If you attend conferences and seminars regularly, you may notice that many presentations seem hastily put together. Rather than the presentation telling a story, it seems to tell bits and pieces of stories… like a visual version of MadLibs. If only those presenters would have storyboarded their presentations first! A storyboard is a graphic representation of elements in sequence. Creative folks use storyboards to plan presentations, videos, comic books, and whenever they’ve a story to unfurl.
If you don’t use storyboards when creating your presentations or videos, I highly recommend that you start using them. As a visual storyteller here at MarketingProfs, I rely on storyboards to create our illustrated slides shows. Here are five reasons why you should consider using them, too.
1. A storyboard creates a path amid the creative mayhem.
A storyboard works like a track on an amusement park ride. You still get all the excitement of a ride, with its surprises and quick jolts and great heights and plunging lows, but you don’t crash or end up flung somewhere else. You remain focused on your story from beginning to end.
In creating a storyboard, you are putting down the track for what you hope will be a captivating ride for your listeners or viewers. You get to plot out the little twists and turns along the way and figure out where you are planning to take your audience.
2. A storyboard reveals potential problems or challenges.
Halfway through putting down the track for your story, you might discover a few problems with it. Maybe you realize that the fabulous anecdote that you wanted to share no longer fits into your overall story. Or you find out that you only have seven strong points in your talk—instead of the twelve that you had promised to deliver.
Those discoveries are good. In fact, they’re wonderful—for they are why you created the storyboard in the first place. You’ve worked out what problem areas to avoid, what things to look out for, etc. Now you can fix those points along your story. And fixing a small-scale storyboard is far easier than fixing a huge presentation that you thought was ready to go.
When I first storyboarded the presentation Eight Misconceptions About a Remote Workforce, I realized that the tongue-in-cheek text I had written wouldn’t work for the purpose of the slide show. So, I had to scrap my draft and start over. Also, I had planned for 12 important misconceptions to write about—but not all the misconceptions would work in terms of imagery nor, to be honest, was every point strong enough for the presentation.
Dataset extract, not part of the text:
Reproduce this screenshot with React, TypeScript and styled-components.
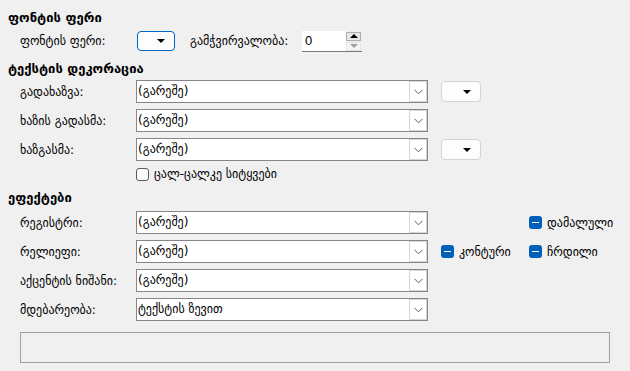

Fortunately, I learned those facts in storyboarding, where the only waste was one sheet of paper and an hour… as opposed to having done 12 slides, then drawn, written, scanned, and prepped them, and made the same conclusion. So, I just reworked my storyboard, which proved to be better focused and more visually appealing. The final slide show came from that second storyboard.
3. A storyboard saves you time.
A storyboard might sound like a waste of time, but it actually saves you time in the long run. Rather than spend three hours staring at your computer, wondering how to visually represent your story, you’ve already spent an hour storyboarding it—so when you need to map out the images, they are already prepped for you.
4. You can adapt a storyboard to suit your style of planning.
You can make your storyboard as rigid or loose as you want. Some folks like to use downloadable storyboards (just Google it and you’ll find tons of free storyboard templates) and carefully draw or write in each square. Some folks head out to their local art supply story and grab storyboard paper from the comics section. Others are more of a “Grab a piece of paper, draw some crazy squares all over it, and then sketch something out.”
Storyboards are your look behind the scenes, so enjoy the freedom of no one else looking at them. Be as minimalist or detailed as you want. Write tons of text or scrawl the words in a different app or piece of paper. The most important part of a storyboard isn’t whether the piece looks professional—it’s whether your storyboard works for you.
5. Storyboards can help you track your progress.
For folks who like to check off items on their To-Do List (on paper even!), a storyboard can create a visual checklist of sorts. As you work through each point made in your storyboard, you feel a sense of being that much closer to your goal of having a fantastic finished piece of content.
So, do you storyboard for presentations, videos, talks, etc.? What tips would you share with someone getting started in storyboarding?